I know that some people don't think the Island Mist kits are considered a true wine, but they sure are good. These wines are designed to be ready to drink in a very short period of time. The flavor is mostly from a fruit extract, so you aren't as worried about the alcohol mellowing as other types of wines. You can start drinking these wines almost immediately, but they improve in taste for up to 6 months. They store in the same time frame as white wines, so 5 years is about as long as you want to age it. But, we doubt the wine will make it that long anyway.

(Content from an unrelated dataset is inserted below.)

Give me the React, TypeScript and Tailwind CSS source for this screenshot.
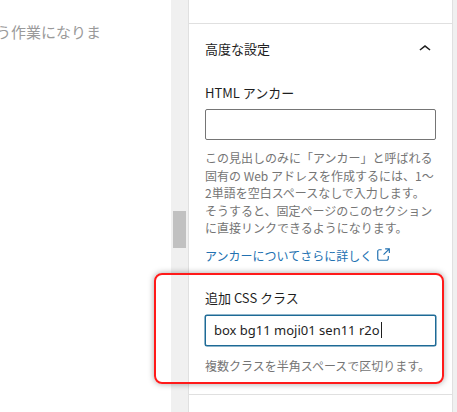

Wines made from apples, rhubarb, plums, etc. usually fall into the same time frames as white wines. The fruit tends to be more subtle in flavor, so a long age time is not required. Most styles of this variety will be ready to drink in around 6 months. Some wine makers wait for 12 months, but it depends on the fruit. These wines are not great at storing for long periods of time as they can oxidize quickly. You are looking at 3 to 5 years to drink your fruit wines.
Hint: Taking a bottle or two from each batch and hiding it toward the back of you wine collection. People get very excited about the wine they make, and next thing you know, the wine is all gone. To build a better understanding of your wine knowledge, hiding a bottle will allow it to age longer. Maybe you find that bottle a year or two into the future. Give it a try and see how it compares to when it was younger. You might find that you enjoy it even more now than you did 12 months ago.
Hint: The first year or so can be hard on a new wine maker because you want to try the results of your efforts. Something you can do is plan a few whites or Island Mist kits for every red wine that you make. You can make several white wines in the same time frame as you can a red, so you are able to always have the wine that you have made on hand. An extra secondary can really help keep the wine flowing as well. It all depends on how much wine you like to keep on hand, and how much you want ready to drink.